Dialoguer par l’exemplarité
Le Président Bassirou Diomaye Diakhar Faye semblait avoir déjà noué le contact avec les dirigeants du Mali et du Burkina Faso, en les recevant à Dakar lors de sa prestation de serment en tant que Président de la République du Sénégal en avril 2024, et se rendant dans les deux pays ensuite, en visite officielle au mois de mai 2024. Le dossier CEDEAO a sans doute été au cœur des échanges, au-delà du partenariat bilatéral.
Dans une interview accordée à des médias sénégalais le 13 juillet 2024 au Palais de la République, le Président Bassirou Diomaye FAYE indique détenir les atouts nécessaires pour réussir cette mission. Il a notamment évoqué le fait de n’avoir pas été là quand la CEDEAO prononçait des sanctions contre ces trois pays et que ces dirigeants ont une plus grande facilité à lui parler qu’aux autres Chefs d’Etat de la Communauté.
Il a indiqué ne pas pouvoir accepter une situation de fait où il est impossible qu’un dialogue ne puisse avoir lieu entre les Etats de la CEDEAO et ceux de la Confédération des Etats du Sahel. Et même dans le cas où la rupture devient définitive, il faudra néanmoins se parler pour organiser les conditions de sortie et les possibilités de partenariat possible entre AES et CEDEAO.
Dans cette entreprise, le Président Bassirou Diomaye FAYE pourra s’appuyer sur l’expérience et l’expertise du Professeur Abdoulaye BATHILY qu’il a nommé au poste d’Envoyé Spécial par le décret 2024-1317 du 15 juillet 2024.

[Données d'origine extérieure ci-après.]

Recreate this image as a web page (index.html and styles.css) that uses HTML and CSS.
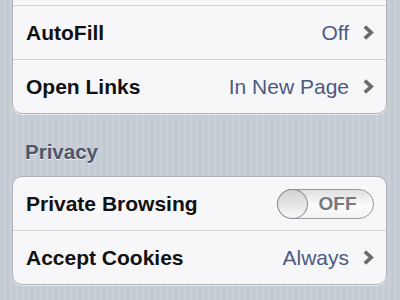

Engagé en même temps que Président de la République togolaise Faure Gnassingbé dans la médiation, le Président Bassirou Diomaye Faye annonce une visite prochaine au Togo afin qu’ils définissent ensemble la meilleure approche. Le Président togolais, bien qu’arrivé au pouvoir à la suite d’un coup d’Etat, est parvenu à obtenir une légitimité via des élections. Il est donc susceptible de fournir une perspective à ces trois Chefs d’Etat attendus par leurs populations dans le domaine de la en matière de transition démocratique.